Contrary to popular belief, it is possible to live a moral and fulfilling life without faith in God, as Edward later did. Genuine morality and true meaning, after all, is that realised from within - our Buddha-nature - not from anyone without. Carter had the misconception that not subscribing to faith in God meant the belief in a random universe. Buddhists, for instance, see the universe run by various cosmic laws of cause and effect - some of which are naturally cyclic, but capable of interacting with the law of karma, which "governs" morality. In fact, the belief in the natural dynamics of karma offers a greater sense of impartial moral "justice". If it is natural that we offer second chances to others instead of eternal condemnation, nature too offers second chances via rebirths.

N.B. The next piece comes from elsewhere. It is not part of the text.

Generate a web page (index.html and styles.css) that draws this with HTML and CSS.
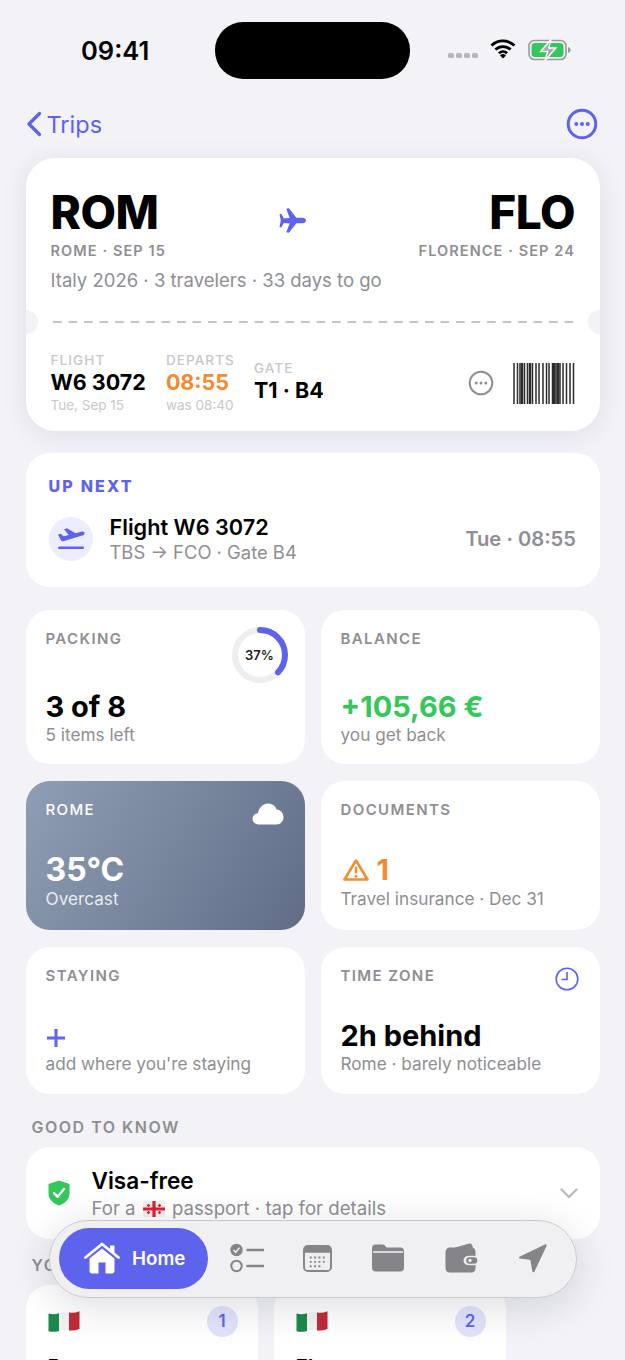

Carter tells Edward this - "My pastor always says our lives are streams flowing into the same river towards whatever heaven lies in the mist beyond the falls. Find the joy in your life, Edward. My dear friend, close your eyes and let the waters take you home [heaven?]." There is the danger of taking beautiful analogies as truth. If we live for different purposes, why should all be in the same afterlife? Edward quipped - "We live, we die, and the wheels on the bus go round and round." Sounds like the cycle of Samsara. He wondered though, about what a snail needs to do to "move up" to a better life. By little acts of kindness probably - very slowly - but being "slow and steady" gets you there! Streams evaporate to become rain too, before possibly becoming streams again. The mechanics of "rebirth" are already in nature, without anyone supernatural. If there must be a supernatural creator of nature, why isn't there a hyper-supernatural creator of this creator? Nature is already naturally self-contained.
The friendship of Carter and Edward brought much joy to each other. The tagline of the movie urges - "Find the joy." It relates to the river analogy above, and Carter's sharing of an ancient Egyptian belief - that before one enters the gates of heaven, two questions are asked - "Have you found joy in your life? Has your life brought joy to others?" Though Buddhism does not teach the idea of there being an eternal heaven for the limited goodness done in a single lifetime, these questions are nevertheless good gauges of the worthiness of one's life. The goal of Buddhists is to discover True Happiness, the truest being in Nirvana. Even so, the path to joy is one of increasing joy, as one shares the joy of learning, practising and realising the Buddha's teachings. As actualised by Bodhisattvas, joy is in sharing joy with others, in rejoicing in the joy of others, in resolving the non-joyful by repentance too. So, what's on the top of your bucket list? Nirvana I hope!